The ‘Yvonne’ nudes of 1921 were painted in the studio of Russell Greeley (1878-1956), a Boston ‘Brahmin’, whose forebears had founded the New York Tribune. He was an exact contemporary of Orpen’s, with a modest reputation as a portrait painter. In 1906 Greely had taken up residence in Paris and by the time Orpen met him, was moving in avant-garde circles that by the mid-twenties included Picasso, van Dongen, Man Ray, Tristan Tzara, de Segonzac, and the English painter, Nina Hamnett.6 We might assume that the chair in the present picture and props in the other Orpen nudes, came from Greeley’s opulent studio. To these, Yvonne’s discarded clothing and her smouldering cigarette add the frisson of authenticity – and indeed, modernity.

Of the three single figure nudes, the present comes closest to Amiens 1914 in that it shows the disarray of the model’s clothes, her wrinkled white stocking and the open handbag from which she has taken the cigarette. Her left hand caresses her breast as she reads intently. Orpen observes the tension of limbs, the luminous touches in tummy and thigh, and the blush of fingers and face. The head, tilted towards the viewer is captured with an economy few could match. The pose, for all its complexity, is natural and Orpen looks down at her in a warm caress. If he was hesitant before the masters, in Greeley’s studio, none of it shows.

[1] Bruce Arnold, William Orpen, Mirror to an Age, 1981, (Jonathan Cape), pp. 383-389. In the previous year Orpen was represented at the club by a single work, the magisterial Poet (Private Collection), a painting begun prior to his service on the Western Front.

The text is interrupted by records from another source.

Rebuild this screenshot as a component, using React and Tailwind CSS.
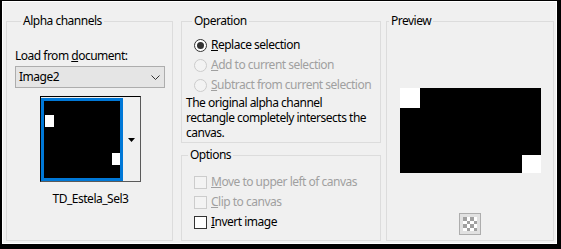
const Radio = ({ checked, disabled, children }) => (
  <div className="flex items-center h-[20px] pl-[12px]">
    <span
      className={`w-[13px] h-[13px] rounded-full border flex items-center justify-center ${
        disabled ? 'border-[#cccccc] bg-[#f3f3f3]' : 'border-[#333333] bg-white'
      }`}
    >
      {checked && <span className="w-[7px] h-[7px] rounded-full bg-[#333333]" />}
    </span>
    <span className={`ml-[4px] whitespace-nowrap ${disabled ? 'text-[#a0a0a0]' : 'text-black'}`}>{children}</span>
  </div>
)

const Check = ({ disabled, children }) => (
  <div className="flex items-center h-[20px] pl-[12px]">
    <span
      className={`w-[13px] h-[13px] border ${
        disabled ? 'border-[#cccccc] bg-[#f3f3f3]' : 'border-[#333333] bg-white'
      }`}
    />
    <span className={`ml-[4px] whitespace-nowrap ${disabled ? 'text-[#a0a0a0]' : 'text-black'}`}>{children}</span>
  </div>
)

const Group = ({ title, className, legendClass = 'ml-[6px]', children }) => (
  <fieldset className={`min-w-0 border border-[#dcdcdc] ${className}`}>
    <legend className={`px-[2px] leading-[16px] ${legendClass}`}>{title}</legend>
    {children}
  </fieldset>
)

export default function App() {
  return (
    <div
      className="w-[561px] h-[249px] border-t border-l-2 border-r-4 border-b-[5px] border-black text-[12px] tracking-[-0.5px] text-black"
      style={{ fontFamily: '"Noto Sans", "Open Sans", sans-serif' }}
    >
      <div className="h-full border border-white bg-[#f0f0f0] flex items-start pl-[3px] pt-[11px]">
        {/* Alpha channels */}
        <Group title="Alpha channels" className="w-[167px] h-[228px] pl-[8px]">
          <div className="mt-[19px] leading-[16px]">
            Load from <u>d</u>ocument:
          </div>
          <div className="mt-[2px] w-[150px] h-[22px] border border-[#adadad] bg-[#e5e5e5] flex items-center justify-between pl-[3px] pr-[4px]">
            <span>Image2</span>
            <svg width="9" height="5" viewBox="0 0 9 5">
              <path d="M0.5 0.5 L4.5 4.5 L8.5 0.5" fill="none" stroke="#333" strokeWidth="1" />
            </svg>
          </div>
          <div className="ml-[25px] mt-[8px] w-[101px] flex flex-col items-center">
            <div className="w-[101px] h-[86px] border border-t-black border-l-black border-r-[#5a5a5a] border-b-[#5a5a5a] flex pt-[1px]">
              <div className="w-[82px] h-[83px] border-[3px] border-[#0078d7] bg-black">
                <svg width="76" height="77" viewBox="0 0 76 77" className="block">
                  <rect width="76" height="77" fill="#000" />
                  <rect x="1" y="14" width="9" height="12" fill="#fff" />
                  <rect x="68" y="52" width="8" height="12" fill="#fff" />
                </svg>
              </div>
              <div className="flex-1 flex items-center justify-center">
                <svg width="7" height="4" viewBox="0 0 7 4">
                  <path d="M0 0 H7 L3.5 4 Z" fill="#000" />
                </svg>
              </div>
            </div>
            <div className="mt-[9px] leading-[16px]">TD_Estela_Sel3</div>
          </div>
        </Group>

        {/* Operation + Options */}
        <div className="ml-[8px] w-[200px] flex flex-col">
          <Group title="Operation" className="h-[130px] pl-[4px]">
            <div className="mt-[6px] -ml-[4px]">
              <Radio checked>
                <u>R</u>eplace selection
              </Radio>
              <Radio disabled>
                <u>A</u>dd to current selection
              </Radio>
              <Radio disabled>
                <u>S</u>ubtract from current selection
              </Radio>
            </div>
            <p className="leading-[15px] whitespace-nowrap">
              The original alpha channel
              <br />
              rectangle completely intersects the
              <br />
              canvas.
            </p>
          </Group>
          <Group title="Options" className="mt-[4px] h-[94px]">
            <div className="mt-[9px]">
              <Check disabled>
                <u>M</u>ove to upper left of canvas
              </Check>
              <Check disabled>
                <u>C</u>lip to canvas
              </Check>
              <Check>
                <u>I</u>nvert image
              </Check>
            </div>
          </Group>
        </div>

        {/* Preview */}
        <Group title="Preview" legendClass="ml-[2px]" className="ml-[5px] w-[168px] h-[228px] flex flex-col items-center">
          <svg width="141" height="85" viewBox="0 0 141 85" className="mt-[59px] block">
            <rect width="141" height="85" fill="#000" />
            <rect x="0" y="0" width="20" height="20" fill="#fff" />
            <rect x="122" y="67" width="19" height="18" fill="#fff" />
          </svg>
          <div className="mt-[40px] w-[22px] h-[22px] border border-[#adadad] bg-[#e1e1e1] flex items-center justify-center">
            <svg width="14" height="14" viewBox="0 0 4 4" shapeRendering="crispEdges">
              <rect width="4" height="4" fill="#fff" />
              <rect x="0" y="0" width="1" height="1" fill="#a0a0a0" />
              <rect x="2" y="0" width="1" height="1" fill="#a0a0a0" />
              <rect x="1" y="1" width="1" height="1" fill="#a0a0a0" />
              <rect x="3" y="1" width="1" height="1" fill="#a0a0a0" />
              <rect x="0" y="2" width="1" height="1" fill="#a0a0a0" />
              <rect x="2" y="2" width="1" height="1" fill="#a0a0a0" />
              <rect x="1" y="3" width="1" height="1" fill="#a0a0a0" />
              <rect x="3" y="3" width="1" height="1" fill="#a0a0a0" />
            </svg>
          </div>
        </Group>
      </div>
    </div>
  )
}
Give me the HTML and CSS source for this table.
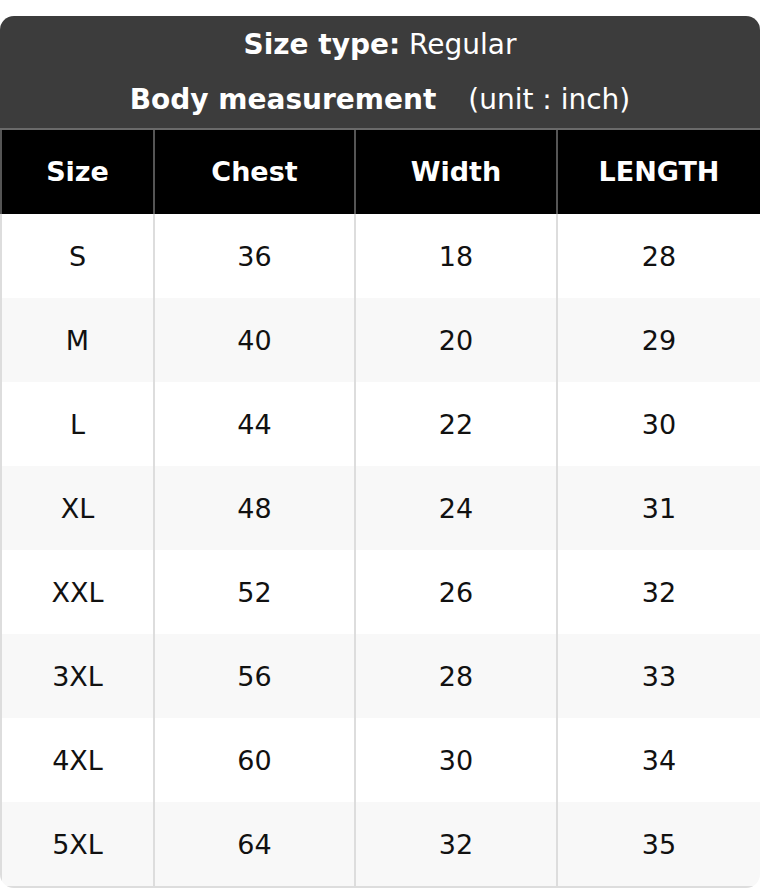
FILE: index.html
```html
<!DOCTYPE html>
<html>
<head>
<meta charset="utf-8">
<link rel="stylesheet" href="styles.css">
</head>
<body>
<div class="card">
  <div class="banner">
    <div class="line"><b>Size type:</b> Regular</div>
    <div class="line"><b>Body measurement</b><span class="unit">(unit : inch)</span></div>
  </div>
  <table class="chart">
    <colgroup>
      <col class="c1"><col class="c2"><col class="c3"><col class="c4">
    </colgroup>
    <thead>
      <tr><th>Size</th><th>Chest</th><th>Width</th><th>LENGTH</th></tr>
    </thead>
    <tbody>
      <tr><td>S</td><td>36</td><td>18</td><td>28</td></tr>
      <tr><td>M</td><td>40</td><td>20</td><td>29</td></tr>
      <tr><td>L</td><td>44</td><td>22</td><td>30</td></tr>
      <tr><td>XL</td><td>48</td><td>24</td><td>31</td></tr>
      <tr><td>XXL</td><td>52</td><td>26</td><td>32</td></tr>
      <tr><td>3XL</td><td>56</td><td>28</td><td>33</td></tr>
      <tr><td>4XL</td><td>60</td><td>30</td><td>34</td></tr>
      <tr><td>5XL</td><td>64</td><td>32</td><td>35</td></tr>
    </tbody>
  </table>
</div>
</body>
</html>
```
FILE: styles.css
```css
html, body {
  margin: 0;
  padding: 0;
  background: #fff;
}
body {
  padding-top: 16px;
  font-family: "DejaVu Sans", sans-serif;
  color: #111;
}
.card {
  width: 760px;
  border-radius: 14px;
  overflow: hidden;
  background: #fff;
  box-sizing: border-box;
}
.banner {
  background: #3c3c3c;
  color: #fff;
  text-align: center;
  padding: 9px 0 8px;
  display: flex;
  flex-direction: column;
  gap: 15px;
  border-bottom: 2px solid #6a6a6a;
}
.line {
  font-size: 28px;
  line-height: 40px;
}
.line b {
  font-weight: bold;
}
.unit {
  margin-left: 32px;
}
.chart {
  width: 760px;
  border-collapse: collapse;
  table-layout: fixed;
}
.c1 { width: 153px; }
.c2 { width: 201px; }
.c3 { width: 202px; }
.c4 { width: 204px; }
.chart th {
  background: #000;
  color: #fff;
  font-weight: bold;
  font-size: 27px;
  height: 84px;
  padding: 0 0 2px;
  box-sizing: border-box;
  border-left: 2px solid #555;
  border-right: 2px solid #555;
}
.chart td {
  font-size: 27px;
  height: 84px;
  padding: 0;
  text-align: center;
  border-left: 2px solid #ddd;
  border-right: 2px solid #ddd;
}
.chart tbody tr:nth-child(even) td {
  background: #f8f8f8;
}
.chart tbody tr:last-child td {
  border-bottom: 2px solid #ddd;
}
```
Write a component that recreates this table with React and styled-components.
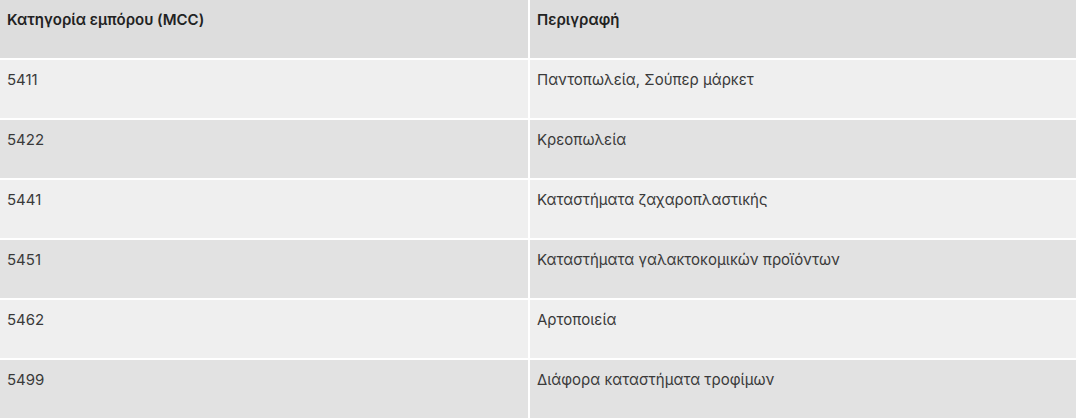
import styled, { createGlobalStyle } from "styled-components";

const GlobalStyle = createGlobalStyle`
  body {
    margin: 0;
    background: #ffffff;
    font-family: Inter, "Noto Sans", sans-serif;
  }
`;

const rows = [
  ["5411", "Παντοπωλεία, Σούπερ μάρκετ"],
  ["5422", "Κρεοπωλεία"],
  ["5441", "Καταστήματα ζαχαροπλαστικής"],
  ["5451", "Καταστήματα γαλακτοκομικών προϊόντων"],
  ["5462", "Αρτοποιεία"],
  ["5499", "Διάφορα καταστήματα τροφίμων"],
];

function App() {
  return (
    <>
      <GlobalStyle />
      <Table>
        <HeadCell>Κατηγορία εμπόρου (MCC)</HeadCell>
        <HeadCell>Περιγραφή</HeadCell>
        {rows.map(([code, desc], i) => (
          <Row key={code} $odd={i % 2 === 0}>
            <Cell>{code}</Cell>
            <Cell>{desc}</Cell>
          </Row>
        ))}
      </Table>
    </>
  );
}

const Table = styled.div`
  display: grid;
  grid-template-columns: 528px 1fr;
  grid-auto-rows: 58px;
  gap: 2px;
  background: #ffffff;
  width: 1076px;
`;

const HeadCell = styled.div`
  background: #dddddd;
  color: #222222;
  font-size: 15px;
  font-weight: 600;
  line-height: 20px;
  padding: 10px 7px;
`;

const Row = styled.div`
  display: contents;
  & > div {
    background: ${(p) => (p.$odd ? "#efefef" : "#e2e2e2")};
  }
`;

const Cell = styled.div`
  color: #3a3a3a;
  font-size: 15px;
  font-weight: 400;
  line-height: 20px;
  padding: 10px 7px;
`;

export default App;
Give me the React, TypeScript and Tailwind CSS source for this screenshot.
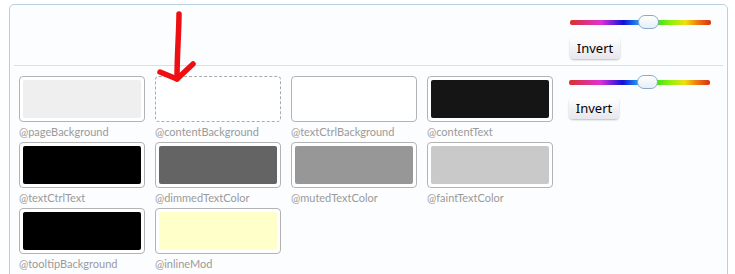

[2] During his student years Orpen had made his first visit to the Louvre and in 1899 he had the opportunity to absorb the work of Rembrandt at the Royal Academy Winter Exhibition. A year earlier he would have seen two important early works by Manet at the International Society of Sculptors, Painters and Gravers and in 1904 had advised Hugh Lane on the acquisition of works by Manet at the Durand-Ruel Gallery in Paris, His Homage to Manet, (Manchester City Art Galleries) was of course shown at the New English Art Club in 1909. 

[3] Orpen’s Academy portraits in 1922 typified the many which would follow during the decade – they included those of Sir Charles Parsons, the Newcastle Engineer, Lord Bearsted, the banker and Sir Charles Villiers, Professor of Music at Cambridge University.

[4] Orpen arrived in Paris around the time of the third and fourth Degas studio sales at the Georges Petit Gallery in April 1919. Taken with the first two sales in May of the previous year, these launched a total of 1523 works into the market, many of which were paintings, pastels and drawing of nudes. For a discussion of Amiens 1914, see Autumn Anthology, 1983 (exhibition catalogue, Pyms Gallery, London), no 25. 

[5] Further portraits of Yvonne were painted in 1919, this time posing as a nun. Terms of the Versailles Treaty were not universally agreed. The US Senate at first refused to ratify it, and there was widespread feeling in France that the terms were too lenient – precipitating the fall of Clemenceau’s administration – a drama played out during Orpen’s stay in Paris.  

[6] Kenneth Wayne, Impressions of the Riviera, Monet, Renoir, Matisse and their Contemporaries, 1998 (exhibition catalogue, Portland Museum of Art, Maine), p. 64; see also John Richardson, A Life of Picasso, vol III, The Triumphant Years, 1917-1932, (Pimlico), pp. 313-5. In 1925 Greeley purchased the Château de Clavary near Grasse, where he lived with François de Gouy d’Arcy. Here he commissioned a mosaic from Picasso. The house was later owned by Peter Wilson, the renowned Sotheby’s chairman in the 1960s.